Naturalmente, l’Hackett di oggi è molto diverso da quel club in West London di un tempo. Attualmente, il brand vanta più di 160 negozi in tutto il mondo e realizza qualsiasi cosa, dall’abbigliamento sportivo ai completi più casual, fino agli abiti da cerimonia. Inoltre, ha collaborato con marchi del calibro di Aston Martin e il campione mondiale di Formula 1, Jenson Button. Certe cose, però, non cambiano mai.

 

“Sin dal primo giorno, Hackett è sempre stato sinonimo di tweed”, continua Jeremy, accarezzando il bavero della sua giacca. “Questo abito racchiude tutti i piccoli dettagli che preferisco della sartoria Hackett”. Basta dare uno sguardo pià da vicino per capire cosa intende. La giacca a un bottone è senza tempo: “Non riesco a sopportare le giacche con due o tre bottoni, tutti chiusi uno sotto l’altro. Uno è più che sufficiente per risolvere il problema”, dice Jeremy. Mentre la toppa sul bavero rappresenta un riferimento all’abitudine di Re Carlo III di rattoppare i suoi vecchi abiti su misura. La giacca con i quattro bottoni sui polsini, con uno spazio tra le due coppie di bottoni, trae ispirazione dall’uniforme delle Coldstream Guards, che aveva proprio questo design.

Ma è il tessuto di tweed in sé a rendere questo abito degno di essere riconosciuto come un’icona.
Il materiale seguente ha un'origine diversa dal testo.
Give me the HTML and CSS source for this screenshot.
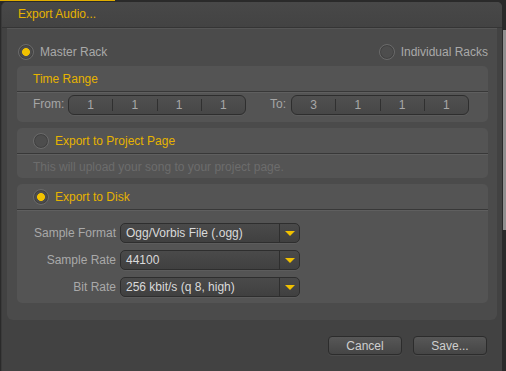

Una texture piacevolmente morbida, a scacchi blu RAF, che è stata realizzata da Fox Brothers & Co. nel Somerset, nella frondosa Inghilterra sud occidentale. Oggi, Fox Brothers è uno dei maggiori produttori di tessuto, ma circa 13 anni fa Jeremy Hackett contribuì a salvare l’azienda dalla chiusura.

“Quando appresi che erano in difficoltà, sapevo che Douglas [Cordaux, l’attuale proprietario] si stava guardando intorno per acquisire e trasformare un brand inglese. Gli suggerii un paio di candidati che potevano essere interessanti e Fox Brothers era uno di questi”, spiega Jeremy. “Andò a vedere e rilevò tutto quanto!”. Il resto, come si dice, è storia.

Probabilmente non sorprenderà sapere che Jeremy è un estimatore di lunga data anche di Thomas Mason. “Abbiamo collaborato con Thomas Mason per più di 30 anni”, aggiunge mentre ci avviciniamo al termine dell’intervista. “Mi piace l’ampiezza dell’offerta e anche il fatto che il tessuto riesca sempre a mantenere quel suo carattere tipicamente britannico. Mi piacciono i vestiti che acquisiscono valore nel tempo senza invecchiare. E i tessuti Thomas Mason sono proprio così”.